Title: Luminescence screening of enrofloxacin and ciprofloxacin residues in swine liver after dispersive liquid - liquid microextraction cleanup Authors
|Li, Qiongqiong -|
Submitted to: Journal of Agricultural and Food Chemistry
Publication Type: Peer Reviewed Journal
Publication Acceptance Date: December 11, 2012
Publication Date: January 9, 2013
Citation: Chen, G., Li, Q. 2013. Luminescence screening of enrofloxacin and ciprofloxacin residues in swine liver after dispersive liquid - liquid microextraction cleanup. Journal of Agricultural and Food Chemistry. 61:98-102. Interpretive Summary: A screening method was developed to target residues of two fluoroquinolones (FQs), enrofloxacin (ENRO) and ciprofloxacin (CIPRO), in swine liver at 500 parts per billion tolerance set by the Food and Drug Administration. After extraction, cleanup was carried out by dispersive liquid-liquid microextraction (DLLME) using a minute amount of chloroform. Detection followed by terbium-sensitized luminescence (TSL). A common screen threshold was derived from ciprofloxacin that has the lower TSL response between the two targets, and applied to both FQs. Thirty seven samples randomly spiked with ENRO or CIPRO up to 200% of tolerance were screened without false negatives, and only 3 negatives were presumed positive. This method minimized usage of chlorinated solvent, lowered assay cost, and improved sample throughput in regulatory monitoring.

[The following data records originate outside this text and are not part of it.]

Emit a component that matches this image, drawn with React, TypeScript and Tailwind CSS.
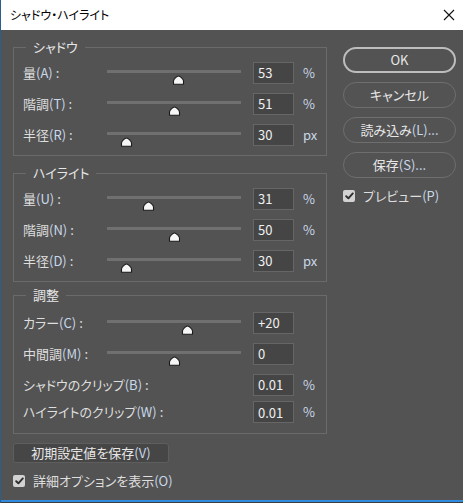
import React from "react";

type SliderRow = { jp: string; key: string; value: string; unit: string; thumb: number };
type ClipRow = { jp: string; key: string; value: string; unit: string };

const shadowRows: SliderRow[] = [
  { jp: "量", key: "(A)", value: "53", unit: "%", thumb: 71 },
  { jp: "階調", key: "(T)", value: "51", unit: "%", thumb: 67 },
  { jp: "半径", key: "(R)", value: "30", unit: "px", thumb: 19 },
];

const highlightRows: SliderRow[] = [
  { jp: "量", key: "(U)", value: "31", unit: "%", thumb: 41 },
  { jp: "階調", key: "(N)", value: "50", unit: "%", thumb: 67 },
  { jp: "半径", key: "(D)", value: "30", unit: "px", thumb: 19 },
];

const adjustRows: SliderRow[] = [
  { jp: "カラー", key: "(C)", value: "+20", unit: "", thumb: 80 },
  { jp: "中間調", key: "(M)", value: "0", unit: "", thumb: 67 },
];

const clipRows: ClipRow[] = [
  { jp: "シャドウのクリップ", key: "(B)", value: "0.01", unit: "%" },
  { jp: "ハイライトのクリップ", key: "(W)", value: "0.01", unit: "%" },
];

function Key({ children }: { children: React.ReactNode }) {
  return <span className="text-[#c9d8ea]">{children}</span>;
}

function Label({ jp, k }: { jp: string; k: string }) {
  return (
    <span className="whitespace-nowrap">
      {jp}
      <Key>{k}</Key>
      <span className="ml-[3px]">:</span>
    </span>
  );
}

// slider handle: white dome with a dark outline, hanging under the track
function Thumb({ left }: { left: number }) {
  return (
    <svg
      width="13"
      height="10"
      viewBox="0 0 13 10"
      className="absolute top-[18px]"
      style={{ left: left - 6.5 }}
    >
      <path
        d="M6.5 1 C8.2 1 11.5 4.2 11.5 6 V9.3 H1.5 V6 C1.5 4.2 4.8 1 6.5 1 Z"
        fill="#f6f6f6"
        stroke="#1a1a1a"
        strokeWidth="1.1"
        strokeLinejoin="round"
      />
    </svg>
  );
}

function NumberBox({ value }: { value: string }) {
  return (
    <div className="w-[41px] h-[22px] shrink-0 border border-[#666666] bg-[#454545] pl-[4px] flex items-center text-[13px] text-[#f0f0f0] leading-none">
      {value}
    </div>
  );
}

function Slider({ row }: { row: SliderRow }) {
  return (
    <div className="h-[31px] flex items-start">
      <div className="w-[84px] shrink-0 h-full flex items-center">
        <Label jp={row.jp} k={row.key} />
      </div>
      <div className="relative w-[134px] shrink-0 h-full pt-[13px]">
        <div className="h-[3px] w-full bg-[#707070]" />
        <Thumb left={row.thumb} />
      </div>
      <div className="ml-[12px] h-full flex items-center">
        <NumberBox value={row.value} />
        <span className="ml-[9px] text-[#c9d8ea]">{row.unit}</span>
      </div>
    </div>
  );
}

function Group({
  title,
  className,
  children,
}: {
  title: string;
  className: string;
  children: React.ReactNode;
}) {
  return (
    <div className={`relative border border-[#6a6a6a] pl-[9px] ${className}`}>
      <span className="absolute -top-[10px] left-[12px] px-[7px] leading-[18px] bg-[#535353] text-[#e6e6e6]">
        {title}
      </span>
      {children}
    </div>
  );
}

function Check() {
  return (
    <span className="w-[12px] h-[12px] rounded-[2px] bg-[#d2d2d2] flex items-center justify-center shrink-0">
      <svg width="9" height="8" viewBox="0 0 9 8">
        <path
          d="M1.2 4.2 L3.4 6.3 L7.8 1.4"
          fill="none"
          stroke="#2e2e2e"
          strokeWidth="1.9"
          strokeLinecap="round"
          strokeLinejoin="round"
        />
      </svg>
    </span>
  );
}

function PillButton({ children, primary }: { children: React.ReactNode; primary?: boolean }) {
  return (
    <div
      className={`h-[26px] w-[113px] rounded-full flex items-center justify-center text-[#e8e8e8] ${
        primary ? "border-2 border-[#bdbdbd]" : "border border-[#6e6e6e]"
      }`}
    >
      {children}
    </div>
  );
}

export default function App() {
  return (
    <div className="w-[463px] h-[503px] flex flex-col border-l border-[#2a5e8e] font-['Noto_Sans_CJK_JP',sans-serif] [font-feature-settings:'palt'] text-[13px] text-[#dedede] overflow-hidden">
      {/* title bar */}
      <div className="h-[30px] shrink-0 bg-white flex items-center justify-between pl-[9px] pr-[7px]">
        <span className="text-[12px] text-black">シャドウ・ハイライト</span>
        <svg width="12" height="12" viewBox="0 0 12 12" className="mr-[1px]">
          <path d="M1 1 L11 11 M11 1 L1 11" stroke="#111" strokeWidth="1.1" />
        </svg>
      </div>

      {/* dialog body */}
      <div className="h-[470px] shrink-0 bg-[#535353] flex pl-[12px]">
        <div className="w-[314px] shrink-0 pt-[17px] flex flex-col">
          <Group title="シャドウ" className="pt-[9px] pb-[5px]">
            {shadowRows.map((r) => (
              <Slider key={r.key} row={r} />
            ))}
          </Group>

          <Group title="ハイライト" className="mt-[17px] pt-[9px] pb-[5px]">
            {highlightRows.map((r) => (
              <Slider key={r.key} row={r} />
            ))}
          </Group>

          <Group title="調整" className="mt-[13px] pt-[11px] pb-[9px]">
            {adjustRows.map((r) => (
              <Slider key={r.key} row={r} />
            ))}
            {clipRows.map((r, i) => (
              <div
                key={r.key}
                className={`flex items-center ${i === 0 ? "h-[31px]" : "h-[24px]"}`}
              >
                <div className="w-[230px] shrink-0">
                  <Label jp={r.jp} k={r.key} />
                </div>
                <NumberBox value={r.value} />
                <span className="ml-[9px] text-[#c9d8ea]">{r.unit}</span>
              </div>
            ))}
          </Group>

          <div className="mt-[9px] w-[156px] h-[20px] rounded-[3px] border border-[#5e5e5e] bg-[#464646] flex items-center justify-center text-[#e6e6e6]">
            初期設定値を保存<Key>(V)</Key>
          </div>

          <div className="mt-[10px] h-[16px] flex items-center gap-[8px]">
            <Check />
            <span>
              詳細オプションを表示<Key>(O)</Key>
            </span>
          </div>
        </div>

        <div className="ml-[16px] pt-[17px] flex flex-col">
          <div className="flex flex-col gap-[9px]">
            <PillButton primary>OK</PillButton>
            <PillButton>キャンセル</PillButton>
            <PillButton>
              読み込み<Key>(L)...</Key>
            </PillButton>
            <PillButton>
              保存<Key>(S)...</Key>
            </PillButton>
          </div>
          <div className="mt-[11px] h-[14px] flex items-center gap-[8px]">
            <Check />
            <span>
              プレビュー<Key>(P)</Key>
            </span>
          </div>
        </div>
      </div>

      <div className="h-[2px] shrink-0 bg-[#2f8ae0]" />
      <div className="h-[1px] shrink-0 bg-[#3c3c3c]" />
    </div>
  );
}
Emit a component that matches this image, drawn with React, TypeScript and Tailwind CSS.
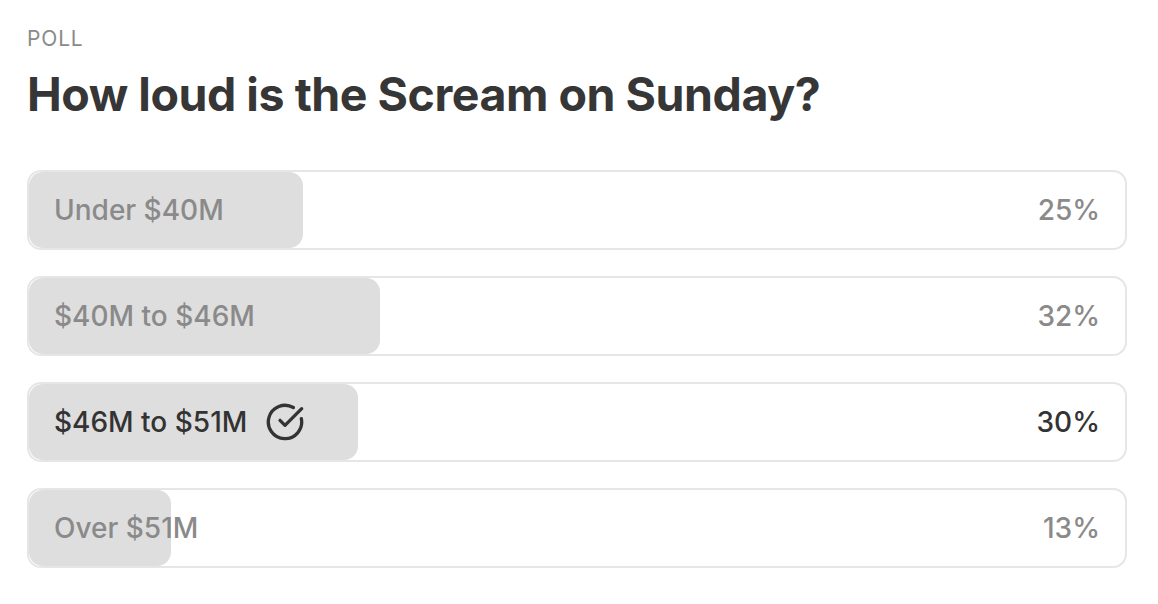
import { CircleCheckBig } from "lucide-react";

const options = [
  { label: "Under $40M", pct: 25 },
  { label: "$40M to $46M", pct: 32 },
  { label: "$46M to $51M", pct: 30, picked: true },
  { label: "Over $51M", pct: 13 },
];

export default function App() {
  return (
    <div className="min-h-screen bg-white px-[27px] pt-[27px] font-['Inter',sans-serif]">
      <p className="text-[21px] leading-[24px] tracking-[0.04em] text-[#8a8a8a]">POLL</p>
      <h1 className="mt-[15px] text-[46.5px] font-bold leading-[56px] tracking-[-0.01em] text-[#363636]">
        How loud is the Scream on Sunday?
      </h1>

      <div className="mt-[48px] flex w-[1100px] flex-col gap-[26px]">
        {options.map((opt) => (
          <div
            key={opt.label}
            className="relative h-[80px] overflow-hidden rounded-[14px] border-2 border-[#e6e6e6]"
          >
            <div
              className="absolute inset-y-0 left-0 rounded-[14px] bg-[#dedede]"
              style={{ width: `${opt.pct}%` }}
            />
            <div
              className={`relative flex h-full items-center justify-between pl-[25px] pr-[25px] text-[28px] font-medium ${
                opt.picked ? "text-[#333333]" : "text-[#8a8a8a]"
              }`}
            >
              <span className="flex items-center gap-[18px]">
                {opt.label}
                {opt.picked && <CircleCheckBig className="h-[40px] w-[40px]" strokeWidth={2} />}
              </span>
              <span>{opt.pct}%</span>
            </div>
          </div>
        ))}
      </div>
    </div>
  );
}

Technical Abstract: A rapid luminescence method was developed to screen residues of enrofloxacin (ENRO) and its metabolite, ciprofloxacin (CIPRO), in swine liver. Target analytes were extracted in acetonitrile-2.5% trifluoroacetic acid-NaCl, cleaned up by dispersive liquid-liquid microextraction (DLLME), and finally detected by terbium-sensitized luminescence (TSL) using a time-resolved luminescence photometer. CIPRO’s TSL response was found slightly lower than ENRO’s, so a common threshold was derived from CIPRO and applied to both FQs. Among 37 samples randomly spiked with CIPRO or ENRO up to 1 ug/g, all 22 positive samples were screened correctly without false negatives, but 3 among 15 negatives were presumed positive. This method minimized use of chlorinated solvents, and significantly improved sample throughput.